I have spent most of May discovering ancient footprints on Greek Islands and the coast of Turkey. It has been an incredible adventure. The great thing about traveling is being removed from my every day ruts and familiar things. When you travel you not only see new things and new people, you see yourself and your life in a new way as well.
And even though I travel in search of the past, I can’t help but come face to face with modern life. Whether it was being in Athens in the midst of riots about their economic crisis, or being in a Muslim country for the first time listening to the call to prayer from the minarets, I get to see humanity and cultures in all their facets.
I discovered some exciting and unexpected Roman footprints during my trip.
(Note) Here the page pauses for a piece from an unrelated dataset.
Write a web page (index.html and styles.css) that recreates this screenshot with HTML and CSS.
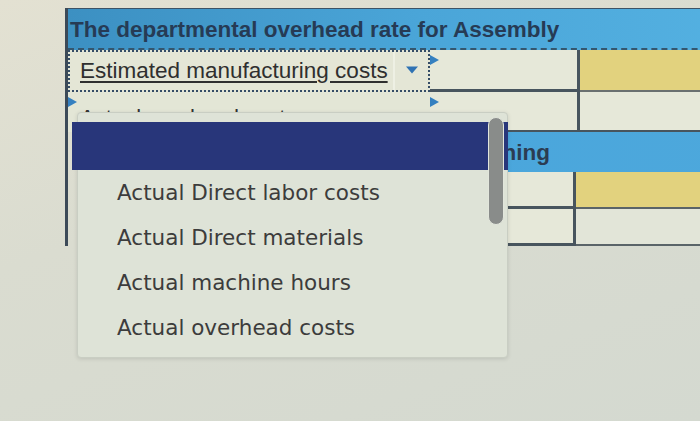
FILE: index.html
```html
<!DOCTYPE html>
<html>
<head>
<meta charset="utf-8">
<link rel="stylesheet" href="styles.css">
</head>
<body>
<div class="screen">
  <div class="sheet">
    <div class="hdr">The departmental overhead rate for Assembly</div>
    <div class="row r2">
      <div class="cell sel">
        <span class="sel-text">Estimated manufacturing costs</span>
        <span class="sel-btn"><svg width="14" height="8" viewBox="0 0 14 8"><path d="M1 0.5 L13 0.5 L7 7.5 Z" fill="#2f72b3"/></svg></span>
      </div>
      <div class="cell c2 mark"></div>
      <div class="cell c3 yellow"></div>
    </div>
    <div class="row r3">
      <div class="cell c1 mark"><span class="ghost">Actual overhead costs</span></div>
      <div class="cell c2 mark"></div>
      <div class="cell c3"></div>
    </div>
    <div class="row r4">
      <div class="blank"></div>
      <div class="hdr2">Finishing</div>
    </div>
    <div class="row r5">
      <div class="blank"></div>
      <div class="cell d1"></div>
      <div class="cell d2 yellow"></div>
    </div>
    <div class="row r6">
      <div class="blank"></div>
      <div class="cell d1"></div>
      <div class="cell d2"></div>
    </div>
  </div>
  <div class="popup">
    <div class="opt hi"></div>
    <div class="opt">Actual Direct labor costs</div>
    <div class="opt">Actual Direct materials</div>
    <div class="opt">Actual machine hours</div>
    <div class="opt">Actual overhead costs</div>
    <div class="scroll"></div>
  </div>
</div>
</body>
</html>
```
FILE: styles.css
```css
html, body {
  margin: 0;
  padding: 0;
}
body {
  width: 700px;
  height: 421px;
  overflow: hidden;
  background: linear-gradient(160deg, #e3e1d2 0%, #dadcd0 40%, #d4d9d0 100%);
  font-family: "Liberation Sans", Arial, sans-serif;
}
.screen {
  position: relative;
  width: 700px;
  height: 421px;
  overflow: hidden;
}
.sheet {
  margin-top: 8px;
  margin-left: 65px;
  width: 700px;
  border-left: 3px solid #3c4a58;
}
.hdr {
  box-sizing: border-box;
  height: 42px;
  border-top: 1px solid #3d5366;
  background: linear-gradient(90deg, #3c90c2 0%, #4aa5d8 50%, #55b2e2 100%);
  color: #263b55;
  font-weight: bold;
  font-size: 22.5px;
  line-height: 42px;
  padding-left: 2px;
  border-bottom: 2px dashed #34566e;
  white-space: nowrap;
}
.row {
  display: grid;
}
.r2, .r3 {
  grid-template-columns: 362px 150px 1fr;
}
.r2 { height: 42px; }
.r3 { height: 40px; }
.cell {
  position: relative;
  box-sizing: border-box;
  background: #e6e8d9;
}
.yellow {
  background: #e2d27e;
}
.sel {
  display: flex;
  border: 2px dotted #344c66;
  background: #e4e6d6;
}
.sel-text {
  flex: 0 0 325px;
  box-sizing: border-box;
  padding-left: 10px;
  font-size: 22.5px;
  line-height: 38px;
  color: #2f2f2f;
  text-decoration: underline;
  text-underline-offset: 3px;
  border-right: 2px solid #eef0e4;
  white-space: nowrap;
}
.sel-btn {
  flex: 1;
  display: flex;
  align-items: center;
  justify-content: center;
  padding-bottom: 2px;
}
.r2 .c2 {
  border-bottom: 3px solid #48555e;
  border-right: 3px solid #48555e;
}
.r2 .c3 {
  border-bottom: 2px solid #6a7070;
}
.r3 .c1 {
  background: #e3e6d6;
  overflow: hidden;
}
.r3 .c2 {
  border-right: 3px solid #48555e;
  border-bottom: 2px solid #48555e;
}
.r3 .c3 {
  border-bottom: 2px solid #48555e;
}
.ghost {
  display: block;
  padding-left: 12px;
  padding-top: 13px;
  font-size: 22px;
  color: #333;
  white-space: nowrap;
}
.mark::before {
  content: "";
  position: absolute;
  left: 0;
  top: 5px;
  border-left: 9px solid #3580c0;
  border-top: 5px solid transparent;
  border-bottom: 5px solid transparent;
}
.r4 {
  grid-template-columns: 362px 1fr;
  height: 40px;
}
.hdr2 {
  background: linear-gradient(90deg, #4aa6dc 0%, #4da8dc 100%);
  color: #2b3c52;
  font-weight: bold;
  font-size: 22.5px;
  line-height: 42px;
  padding-left: 20px;
  border-bottom: 2px solid #4e5a60;
  box-sizing: border-box;
  white-space: nowrap;
}
.blank {
  background: transparent;
}
.r5, .r6 {
  grid-template-columns: 437px 71px 1fr;
  height: 37px;
}
.d1 {
  border-left: 2px solid #55606a;
  border-right: 3px solid #48555e;
  border-bottom: 3px solid #48555e;
}
.d2 {
  border-bottom: 2px solid #5a6468;
}
.r6 .d2 {
  background: #e2e5d8;
}
.popup {
  position: absolute;
  left: 77px;
  top: 112px;
  width: 431px;
  height: 246px;
  box-sizing: border-box;
  background: #dee3d7;
  border: 1px solid #c9cec3;
  border-radius: 4px;
  box-shadow: 0 1px 4px rgba(0, 0, 0, 0.12);
  padding-top: 9px;
}
.opt {
  height: 45px;
  line-height: 45px;
  padding-left: 39px;
  font-family: "DejaVu Sans", Verdana, sans-serif;
  font-size: 21.5px;
  color: #3c3c3c;
  white-space: nowrap;
}
.opt.hi {
  height: 48px;
  margin-left: -6px;
  margin-right: -1px;
  background: #28367a;
}
.scroll {
  position: absolute;
  left: 410px;
  top: 4px;
  width: 14px;
  height: 106px;
  border: 1px solid #e2e6dc;
  border-radius: 8px;
  background: #898c8a;
}
```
Ancient Thera on Santorini was not on the itinerary but was nestled high up on the hill behind my hotel so I thought I’d go check out what was left up there. What I didn’t expect was a one kilometer stretch of ruins of a Roman era town. It was amazing.
The Roman tombs in caves beside a beach on the south coast of Crete were another pleasant surprise. I had stopped for a seafood lunch there along the Libyan Sea. After lunch, I just wandered over to look inside, and in the first cave I looked in I discovered niches and painting still on the walls and ceilings.
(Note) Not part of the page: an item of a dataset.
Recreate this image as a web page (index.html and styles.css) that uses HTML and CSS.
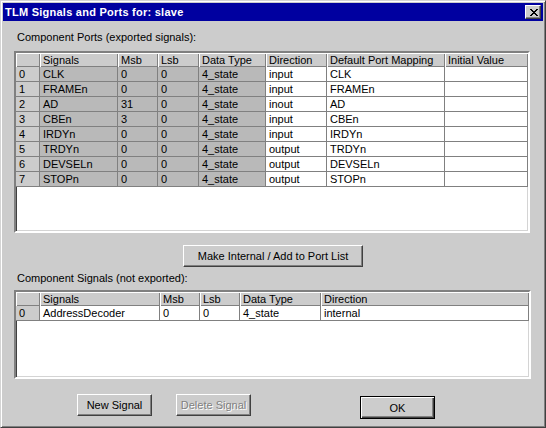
FILE: index.html
```html
<!DOCTYPE html>
<html>
<head>
<meta charset="utf-8">
<title>TLM Signals and Ports for: slave</title>
<link rel="stylesheet" href="styles.css">
</head>
<body>
<div class="dialog">
  <div class="caption">
    <span class="caption-text">TLM Signals and Ports for: slave</span>
    <button class="caption-close" title="Close">
      <svg width="8" height="7" viewBox="0 0 8 7" shape-rendering="crispEdges">
        <path d="M0 0h2v1h-2zM6 0h2v1h-2zM1 1h2v1h-2zM5 1h2v1h-2zM2 2h4v1h-4zM3 3h2v1h-2zM2 4h4v1h-4zM1 5h2v1h-2zM5 5h2v1h-2zM0 6h2v1h-2zM6 6h2v1h-2z" fill="#000"/>
      </svg>
    </button>
  </div>

  <div class="client">
    <div class="label">Component Ports (exported signals):</div>
    <div class="grid-box ports-box">
      <table class="grid">
        <colgroup>
          <col style="width:24px"><col style="width:78px"><col style="width:40px"><col style="width:41px">
          <col style="width:67px"><col style="width:61px"><col style="width:118px"><col style="width:83px">
        </colgroup>
        <tr><th></th><th>Signals</th><th>Msb</th><th>Lsb</th><th>Data Type</th><th>Direction</th><th>Default Port Mapping</th><th>Initial Value</th></tr>
        <tr><td class="rowhead">0</td><td class="ro">CLK</td><td class="ro">0</td><td class="ro">0</td><td class="ro">4_state</td><td>input</td><td>CLK</td><td></td></tr>
        <tr><td class="rowhead">1</td><td class="ro">FRAMEn</td><td class="ro">0</td><td class="ro">0</td><td class="ro">4_state</td><td>input</td><td>FRAMEn</td><td></td></tr>
        <tr><td class="rowhead">2</td><td class="ro">AD</td><td class="ro">31</td><td class="ro">0</td><td class="ro">4_state</td><td>inout</td><td>AD</td><td></td></tr>
        <tr><td class="rowhead">3</td><td class="ro">CBEn</td><td class="ro">3</td><td class="ro">0</td><td class="ro">4_state</td><td>input</td><td>CBEn</td><td></td></tr>
        <tr><td class="rowhead">4</td><td class="ro">IRDYn</td><td class="ro">0</td><td class="ro">0</td><td class="ro">4_state</td><td>input</td><td>IRDYn</td><td></td></tr>
        <tr><td class="rowhead">5</td><td class="ro">TRDYn</td><td class="ro">0</td><td class="ro">0</td><td class="ro">4_state</td><td>output</td><td>TRDYn</td><td></td></tr>
        <tr><td class="rowhead">6</td><td class="ro">DEVSELn</td><td class="ro">0</td><td class="ro">0</td><td class="ro">4_state</td><td>output</td><td>DEVSELn</td><td></td></tr>
        <tr><td class="rowhead">7</td><td class="ro">STOPn</td><td class="ro">0</td><td class="ro">0</td><td class="ro">4_state</td><td>output</td><td>STOPn</td><td></td></tr>
      </table>
    </div>

    <div class="center-row">
      <button class="btn btn-wide">Make Internal / Add to Port List</button>
    </div>

    <div class="label label-2">Component Signals (not exported):</div>
    <div class="grid-box signals-box">
      <table class="grid grid-signals">
        <colgroup>
          <col style="width:24px"><col style="width:120px"><col style="width:40px"><col style="width:40px">
          <col style="width:81px"><col style="width:208px">
        </colgroup>
        <tr><th></th><th>Signals</th><th>Msb</th><th>Lsb</th><th>Data Type</th><th>Direction</th></tr>
        <tr><td class="rowhead">0</td><td>AddressDecoder</td><td>0</td><td>0</td><td>4_state</td><td>internal</td></tr>
      </table>
    </div>

    <div class="button-row">
      <button class="btn">New Signal</button>
      <button class="btn" disabled>Delete Signal</button>
      <button class="btn btn-default">OK</button>
    </div>
  </div>
</div>
</body>
</html>
```

FILE: styles.css
```css
* { box-sizing: border-box; }
body { margin: 0; background: #fff; font: 11px "Liberation Sans", Arial, sans-serif; color: #000; }

.dialog { width: 546px; height: 428px; background: #ccc; padding: 2px; display: flex; flex-direction: column;
  border: 1px solid; border-color: #d4d4d4 #404040 #404040 #d4d4d4;
  box-shadow: inset 1px 1px #fff, inset -1px -1px #808080; }

.caption { height: 18px; background: #0000a0; display: flex; align-items: center; padding-left: 2px; }
.caption-text { color: #fff; font-weight: bold; letter-spacing: 0.25px; }
.caption-close { margin-left: auto; margin-right: 2px; width: 16px; height: 14px; padding: 0; background: #ccc;
  display: flex; align-items: center; justify-content: center;
  border: 1px solid; border-color: #fff #404040 #404040 #fff; box-shadow: inset -1px -1px #808080; }
.caption-close svg { display: block; margin-left: 1px; }

.client { flex: 1; display: flex; flex-direction: column; padding: 0 11px; }
.label { margin-top: 10px; line-height: 13px; padding-left: 3px; }
.label-2 { margin-top: 5px; }

.grid-box { width: 516px; background: #fff; overflow: hidden; margin-top: 7px;
  border: 2px solid; border-color: #808080 #fff #fff #808080;
  box-shadow: inset 1px 1px #404040, inset -1px -1px #d4d4d4; }
.ports-box { height: 182px; }
.signals-box { height: 89px; margin-top: 5px; width: 517px; }

.grid { border-collapse: separate; border-spacing: 0; table-layout: fixed; width: 512px; }
.grid-signals { width: 513px; }
.grid th { height: 14px; padding: 0 0 0 3px; line-height: 13px; background: #ccc; text-align: left; font-weight: normal;
  white-space: nowrap; overflow: hidden; box-shadow: inset 1px 1px #fff, inset -1px -1px #808080; }
.grid td { height: 15px; padding: 0 0 0 3px; line-height: 14px; white-space: nowrap; overflow: hidden;
  border-right: 1px solid #808080; border-bottom: 1px solid #808080; }
.grid td.ro { background: #b9b9b9; }
.grid td.rowhead { background: #ccc; }

.center-row { display: flex; justify-content: center; margin-top: 12px; }

.btn { width: 75px; height: 22px; padding: 0; background: #ccc; font: inherit; color: #000;
  border: 1px solid; border-color: #fff #404040 #404040 #fff; box-shadow: inset -1px -1px #808080; }
.btn-wide { width: 180px; }
.btn:disabled { color: #808080; text-shadow: 1px 1px #fff; }
.btn-default { height: 23px; margin-top: 2px; border-color: #000;
  box-shadow: inset 1px 1px #fff, inset -1px -1px #404040, inset -2px -2px #808080; }

.button-row { display: flex; align-items: flex-start; gap: 24px; margin-top: 15px; padding-left: 63px; }
.button-row .btn-default { margin-left: 85px; }
```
There were also the famous and popular sites, such as Athens and Ephesus. In Athens, I visited the less crowded Roman Agora and Hadrian’s Library, as well as the must see Acropolis. But while there were quite a few people visiting the Parthenon, it was nothing compared to the mass of humanity flooding Ephesus the morning I was there. It was rumored that three cruise ships were in Kusadasi that day and I think every one of their passengers was seeing the sights at Ephesus.
I’m still sorting out the photos and recovering from jetlag but I’ve come back feeling more alive than ever.